Provided information
◇ ◇ ◇
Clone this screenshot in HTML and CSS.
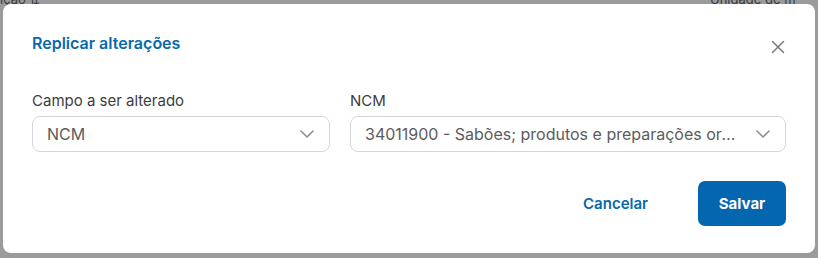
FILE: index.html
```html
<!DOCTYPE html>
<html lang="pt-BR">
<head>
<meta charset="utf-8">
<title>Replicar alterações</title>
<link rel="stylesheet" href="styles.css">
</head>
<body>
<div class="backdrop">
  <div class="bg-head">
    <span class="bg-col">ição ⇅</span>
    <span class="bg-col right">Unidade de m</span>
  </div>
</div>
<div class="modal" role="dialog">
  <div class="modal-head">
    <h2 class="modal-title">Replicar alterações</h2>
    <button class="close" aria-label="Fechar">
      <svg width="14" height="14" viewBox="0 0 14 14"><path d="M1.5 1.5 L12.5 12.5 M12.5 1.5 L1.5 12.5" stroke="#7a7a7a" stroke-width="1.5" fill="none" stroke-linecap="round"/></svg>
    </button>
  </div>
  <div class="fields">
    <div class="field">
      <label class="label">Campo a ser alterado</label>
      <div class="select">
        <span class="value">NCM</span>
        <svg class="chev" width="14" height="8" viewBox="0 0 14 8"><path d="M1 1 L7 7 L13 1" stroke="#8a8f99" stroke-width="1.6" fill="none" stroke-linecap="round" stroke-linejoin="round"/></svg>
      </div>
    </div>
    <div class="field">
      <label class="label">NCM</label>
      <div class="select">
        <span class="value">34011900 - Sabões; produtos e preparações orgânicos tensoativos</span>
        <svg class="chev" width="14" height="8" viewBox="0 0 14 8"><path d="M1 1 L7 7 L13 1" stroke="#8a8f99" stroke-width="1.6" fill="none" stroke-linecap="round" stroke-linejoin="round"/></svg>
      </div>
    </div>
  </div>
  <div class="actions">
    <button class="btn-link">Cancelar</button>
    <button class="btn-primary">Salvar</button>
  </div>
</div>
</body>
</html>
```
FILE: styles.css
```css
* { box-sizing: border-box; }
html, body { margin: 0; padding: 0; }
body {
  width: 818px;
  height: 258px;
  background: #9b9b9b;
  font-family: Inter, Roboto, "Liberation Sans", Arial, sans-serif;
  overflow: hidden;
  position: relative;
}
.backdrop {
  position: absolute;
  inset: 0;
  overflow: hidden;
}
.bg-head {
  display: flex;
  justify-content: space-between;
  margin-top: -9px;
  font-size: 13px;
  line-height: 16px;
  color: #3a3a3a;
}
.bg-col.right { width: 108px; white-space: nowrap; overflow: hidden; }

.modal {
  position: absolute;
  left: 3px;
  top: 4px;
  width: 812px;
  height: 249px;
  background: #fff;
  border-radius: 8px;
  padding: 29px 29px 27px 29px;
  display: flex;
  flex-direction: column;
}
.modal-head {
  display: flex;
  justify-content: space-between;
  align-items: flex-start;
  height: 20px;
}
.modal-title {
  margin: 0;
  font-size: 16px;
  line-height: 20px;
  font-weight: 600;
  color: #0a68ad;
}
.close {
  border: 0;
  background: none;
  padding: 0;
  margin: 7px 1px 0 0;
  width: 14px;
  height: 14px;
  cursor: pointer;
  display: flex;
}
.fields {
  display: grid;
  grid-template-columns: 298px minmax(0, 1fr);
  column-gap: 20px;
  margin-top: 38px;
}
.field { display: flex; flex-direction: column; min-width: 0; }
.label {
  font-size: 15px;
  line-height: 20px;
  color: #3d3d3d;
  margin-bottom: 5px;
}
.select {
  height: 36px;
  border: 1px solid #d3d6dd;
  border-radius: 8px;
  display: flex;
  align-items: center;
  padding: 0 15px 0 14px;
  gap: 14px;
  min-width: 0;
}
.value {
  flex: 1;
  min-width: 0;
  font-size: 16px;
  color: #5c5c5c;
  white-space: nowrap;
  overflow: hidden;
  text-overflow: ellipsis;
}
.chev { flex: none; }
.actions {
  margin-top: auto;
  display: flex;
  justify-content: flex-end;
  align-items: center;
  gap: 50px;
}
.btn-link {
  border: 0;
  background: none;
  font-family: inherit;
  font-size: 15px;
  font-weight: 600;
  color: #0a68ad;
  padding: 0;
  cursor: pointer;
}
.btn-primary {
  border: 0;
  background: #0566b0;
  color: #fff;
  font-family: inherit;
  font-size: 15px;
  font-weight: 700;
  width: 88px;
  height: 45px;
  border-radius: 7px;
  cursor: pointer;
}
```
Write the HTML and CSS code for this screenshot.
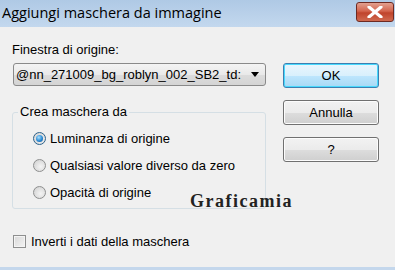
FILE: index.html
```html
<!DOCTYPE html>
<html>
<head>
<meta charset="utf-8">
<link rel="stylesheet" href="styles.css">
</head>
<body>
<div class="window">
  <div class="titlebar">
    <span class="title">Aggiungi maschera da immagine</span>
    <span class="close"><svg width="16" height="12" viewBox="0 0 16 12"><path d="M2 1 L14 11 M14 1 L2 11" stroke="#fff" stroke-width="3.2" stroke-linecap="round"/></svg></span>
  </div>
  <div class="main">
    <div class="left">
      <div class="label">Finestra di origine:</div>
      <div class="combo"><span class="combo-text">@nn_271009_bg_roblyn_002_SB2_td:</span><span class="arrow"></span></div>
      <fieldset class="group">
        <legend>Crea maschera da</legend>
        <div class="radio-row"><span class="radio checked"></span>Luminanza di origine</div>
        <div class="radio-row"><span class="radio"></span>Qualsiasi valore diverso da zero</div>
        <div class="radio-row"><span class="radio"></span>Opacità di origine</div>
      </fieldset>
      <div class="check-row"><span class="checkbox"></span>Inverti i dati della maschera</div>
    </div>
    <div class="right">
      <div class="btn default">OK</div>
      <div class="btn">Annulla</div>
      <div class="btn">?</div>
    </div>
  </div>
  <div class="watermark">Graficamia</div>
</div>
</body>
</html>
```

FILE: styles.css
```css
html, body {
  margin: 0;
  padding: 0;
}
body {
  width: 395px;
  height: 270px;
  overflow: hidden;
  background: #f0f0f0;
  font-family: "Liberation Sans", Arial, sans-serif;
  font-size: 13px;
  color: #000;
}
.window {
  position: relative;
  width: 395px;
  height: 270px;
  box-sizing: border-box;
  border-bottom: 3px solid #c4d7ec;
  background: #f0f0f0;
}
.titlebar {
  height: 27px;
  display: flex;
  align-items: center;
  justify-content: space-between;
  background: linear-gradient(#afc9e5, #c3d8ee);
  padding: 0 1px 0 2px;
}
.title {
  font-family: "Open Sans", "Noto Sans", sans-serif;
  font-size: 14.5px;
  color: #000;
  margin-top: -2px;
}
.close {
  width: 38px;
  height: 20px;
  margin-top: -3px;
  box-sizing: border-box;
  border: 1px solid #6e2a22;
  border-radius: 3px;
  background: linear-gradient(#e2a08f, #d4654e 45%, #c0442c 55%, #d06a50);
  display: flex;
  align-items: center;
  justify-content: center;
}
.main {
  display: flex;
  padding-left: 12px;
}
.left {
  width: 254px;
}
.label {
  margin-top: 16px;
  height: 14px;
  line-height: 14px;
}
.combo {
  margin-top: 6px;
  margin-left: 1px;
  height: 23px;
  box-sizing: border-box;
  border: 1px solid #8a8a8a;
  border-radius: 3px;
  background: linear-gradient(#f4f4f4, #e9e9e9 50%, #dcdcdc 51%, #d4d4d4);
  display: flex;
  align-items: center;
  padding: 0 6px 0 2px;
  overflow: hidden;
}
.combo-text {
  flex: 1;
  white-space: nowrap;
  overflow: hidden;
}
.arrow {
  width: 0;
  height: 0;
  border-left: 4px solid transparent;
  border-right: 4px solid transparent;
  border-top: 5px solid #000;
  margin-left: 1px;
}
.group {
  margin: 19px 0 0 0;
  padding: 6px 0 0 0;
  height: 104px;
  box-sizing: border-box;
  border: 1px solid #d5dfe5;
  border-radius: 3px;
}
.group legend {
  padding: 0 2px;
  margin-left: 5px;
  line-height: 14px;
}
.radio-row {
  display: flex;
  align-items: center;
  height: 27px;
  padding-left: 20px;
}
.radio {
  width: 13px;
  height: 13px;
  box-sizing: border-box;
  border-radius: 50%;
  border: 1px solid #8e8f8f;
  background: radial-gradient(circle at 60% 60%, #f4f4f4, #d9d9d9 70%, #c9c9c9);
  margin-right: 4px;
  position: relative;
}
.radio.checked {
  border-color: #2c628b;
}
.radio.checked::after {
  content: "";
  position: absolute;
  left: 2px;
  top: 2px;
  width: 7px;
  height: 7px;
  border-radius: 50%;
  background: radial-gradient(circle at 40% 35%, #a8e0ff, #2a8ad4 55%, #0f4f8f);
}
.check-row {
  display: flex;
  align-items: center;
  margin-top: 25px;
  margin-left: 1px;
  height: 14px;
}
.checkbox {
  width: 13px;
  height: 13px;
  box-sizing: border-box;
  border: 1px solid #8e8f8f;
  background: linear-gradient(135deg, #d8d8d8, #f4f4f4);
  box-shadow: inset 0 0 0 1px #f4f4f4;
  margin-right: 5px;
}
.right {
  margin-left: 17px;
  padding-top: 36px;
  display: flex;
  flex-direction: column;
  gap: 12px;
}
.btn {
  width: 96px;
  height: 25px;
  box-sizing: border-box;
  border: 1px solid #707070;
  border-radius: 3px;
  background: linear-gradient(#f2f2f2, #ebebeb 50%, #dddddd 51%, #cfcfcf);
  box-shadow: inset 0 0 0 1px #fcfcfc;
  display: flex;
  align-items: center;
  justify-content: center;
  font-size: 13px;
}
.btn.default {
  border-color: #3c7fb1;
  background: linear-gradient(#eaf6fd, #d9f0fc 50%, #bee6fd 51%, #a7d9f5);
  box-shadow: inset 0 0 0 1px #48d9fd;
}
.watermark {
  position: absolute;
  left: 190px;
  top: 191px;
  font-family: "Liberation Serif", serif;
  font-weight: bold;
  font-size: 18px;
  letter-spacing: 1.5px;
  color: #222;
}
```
◇ ◇ ◇
Aim of the task
Determine how many lines of the data contain the word "this", and reply with that number only.

Solved exercise
2